West Nile Virus reports from California (3), and Florida.


California 06/19/10 modbee.com: by Carol Reiter The city of Merced has recorded its first West Nile virus-positive bird of the season.  Allan Inman, manager-entomologist for the Merced County Mosquito Abatement District, said a dead mockingbird was found in North Merced, near Vernal Avenue and El Portal Drive.  “Mockingbirds are breeding now, not migrating, so this is a local bird,” Inman said. And now the UC Davis Center for Vector-borne Diseases can distinguish between a bird with an acute case of West Nile and one with a chronic case.  “This is an acute case, which means the bird was recently infected,” Inman said.  Mockingbirds are common in the Merced area. They are robin-sized gray birds, with white underneath and on their wings. They have a gurgling type of song with a lot of variation, and are well-known for imitating the sounds of other birds, along with tractors, cars, sirens and other objects.  The dead bird, which was turned in by a member of the public, was found near Black Rascal Creek, Inman said.  “The creek areas — Black Rascal, Bear Creek and Fahrens Creek — have been hotbeds of West Nile in the past,” Inman said.  The reason the creek areas are infested is because that’s where birds often roost at night, and mosquitoes from the water take advantage of the sleeping birds to sip some dinner.  Those people most at risk include those who may use the creek bike paths to either bike or walk, especially at dusk, Inman said.

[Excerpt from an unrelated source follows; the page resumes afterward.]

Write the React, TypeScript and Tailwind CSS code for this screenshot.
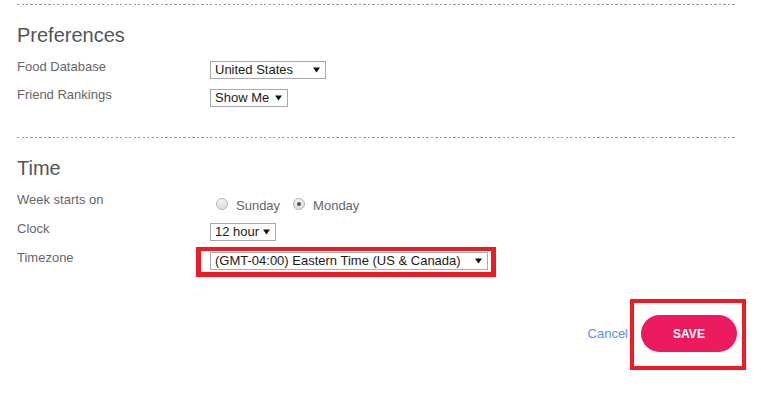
import type { ReactNode } from "react"

function Dashed() {
  return <div className="h-px w-[720px] bg-[repeating-linear-gradient(90deg,#9a9a9a_0_2px,transparent_2px_4.5px)]" />
}

function Arrow() {
  return (
    <svg width="7" height="6" viewBox="0 0 7 6" className="shrink-0">
      <path d="M0 0.5 H7 L3.5 5.5 Z" fill="#111" />
    </svg>
  )
}

function Select({ value, className }: { value: string; className: string }) {
  return (
    <div
      className={`flex h-[18px] items-center justify-between border border-[#a9a9a9] bg-white pl-[4px] pr-[5px] text-[13px] leading-[16px] text-[#1a1a1a] ${className}`}
    >
      <span className="whitespace-nowrap">{value}</span>
      <Arrow />
    </div>
  )
}

function Radio({ checked }: { checked?: boolean }) {
  return (
    <span className="mt-px flex h-[12px] w-[12px] items-center justify-center rounded-full border border-[#b4b4b4] bg-[linear-gradient(#f4f4f4,#dcdcdc)]">
      {checked && <span className="h-[4px] w-[4px] rounded-full bg-[#555]" />}
    </span>
  )
}

function Row({ label, height, offset, children }: { label: string; height: string; offset: string; children: ReactNode }) {
  return (
    <div className={`flex items-start ${height}`}>
      <div className="w-[193px] text-[13px] leading-[18px] text-[#666]">{label}</div>
      <div className={offset}>{children}</div>
    </div>
  )
}

export default function App() {
  return (
    <div className="h-[410px] w-[761px] overflow-hidden bg-white font-['Liberation_Sans',Arial,sans-serif]">
      <div className="ml-[17px] w-[720px] pt-[4px]">
        <Dashed />
        <h2 className="mt-[19px] text-[20px] leading-[23px] text-[#555]">Preferences</h2>
        <div className="mt-[11px]">
          <Row label="Food Database" height="h-[28px]" offset="mt-[3px]">
            <Select value="United States" className="w-[116px]" />
          </Row>
          <Row label="Friend Rankings" height="h-[28px]" offset="mt-[3px]">
            <Select value="Show Me" className="w-[78px]" />
          </Row>
        </div>
        <div className="mt-[23px]">
          <Dashed />
        </div>
        <h2 className="mt-[19px] text-[20px] leading-[23px] text-[#555]">Time</h2>
        <div className="mt-[11px]">
          <Row label="Week starts on" height="h-[29px]" offset="mt-[6px]">
            <div className="ml-[6px] flex items-start text-[13px] leading-[18px] text-[#666]">
              <Radio />
              <span className="ml-[8px]">Sunday</span>
              <span className="ml-[13px]">
                <Radio checked />
              </span>
              <span className="ml-[8px]">Monday</span>
            </div>
          </Row>
          <Row label="Clock" height="h-[29px]" offset="mt-[3px]">
            <Select value="12 hour" className="w-[66px]" />
          </Row>
          <Row label="Timezone" height="h-[29px]" offset="mt-[3px]">
            <div className="relative">
              <Select value="(GMT-04:00) Eastern Time (US & Canada)" className="w-[278px]" />
              <span className="pointer-events-none absolute -bottom-[7px] -left-[14px] -right-[8px] -top-[5px] border-[5px] border-t-4 border-[#ed1c24]" />
            </div>
          </Row>
        </div>
        <div className="mt-[37px] flex items-center justify-end">
          <a className="text-[13px] leading-[16px] text-[#5b8def]">Cancel</a>
          <div className="relative ml-[13px]">
            <button className="flex h-[37px] w-[96px] items-center justify-center rounded-full bg-[#ec1a5e] text-[12px] font-bold text-white">
              SAVE
            </button>
            <span className="pointer-events-none absolute -bottom-[18px] -left-[11px] -right-[9px] -top-[16px] border-4 border-[#ed1c24]" />
          </div>
        </div>
      </div>
    </div>
  )
}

California 06/18/10 dailydemocrat.com:  The Sacramento-Yolo Mosquito and Vector Control District received preliminary confirmation today that an American Crow has tested positive for West Nile virus.  The bird, which was found in east Sacramento, is the first indication of the virus in 2010.  “Finding this bird is significant because it means that the virus is present in our area” said David Brown, district manager. “Dead birds provide an early indication of where positive mosquito samples may also be found and where human cases may develop later in the season.”  Late rains and mild temperatures had delayed the beginning of the mosquito and West Nile virus season, however, this first positive bird is a clear warning sign that the virus continues to be active, according to Luz Maria Rodriguez, the district’s public information officer.

California 06/18/10 news10.com: by Dave Marquis – Elk Grove – In the first sign of West Nile virus in the Sacramento area this season, health authorities confirmed Thursday that a dead bird found in East Sacramento was infected.  An American crow tested positive, according to Dave Brown, Manager of the Sacramento-Yolo Mosquito and Vector Control District.  “Dead birds provide an early indication of where positive mosquito samples may also be found and where human cases may develop later in the season,” Brown said. Late rains and milder temperatures delayed the beginning of the mosquito and West Nile virus season, Brown said.  He said the district will increase its mosquito trapping and surveillance in the area to find sources where the mosquitos may be breeding. Nine other counties have already reported positive dead birds and mosquito samples. According to the district, last year was a mild season, with only four deaths and 112 human cases reported in California.  “We still have a lot of vacant homes that probably have a lot of standing water from the late rains so those are probably producing mosquitos,” said district spokesperson Luz Maria Rodriguez.  “Avoid dawn and dusk if you’re going to be outside during those times and they need to either dress appropriately or wear a good mosquito repellent that will keep them from being bitten.” Eighty percent of the population who contract West Nile, never even know they have it. About 20 percent develop a high fever for a few days. About one in 150 get encephalitis or meningitis, which can be deadly.

Florida 06/18/10 wjhg.com: There has been increased mosquito-borne disease activity in areas of Walton County. Several of the Health Department’s sentinel chicken flocks have tested positive for West Nile Virus. The risk of transmission may be increased. Walton County Mosquito Control, South Walton Mosquito Control and the health department continue surveillance and prevention efforts and encourage everyone to take basic precautions to help limit exposure by following the department of health recommendations.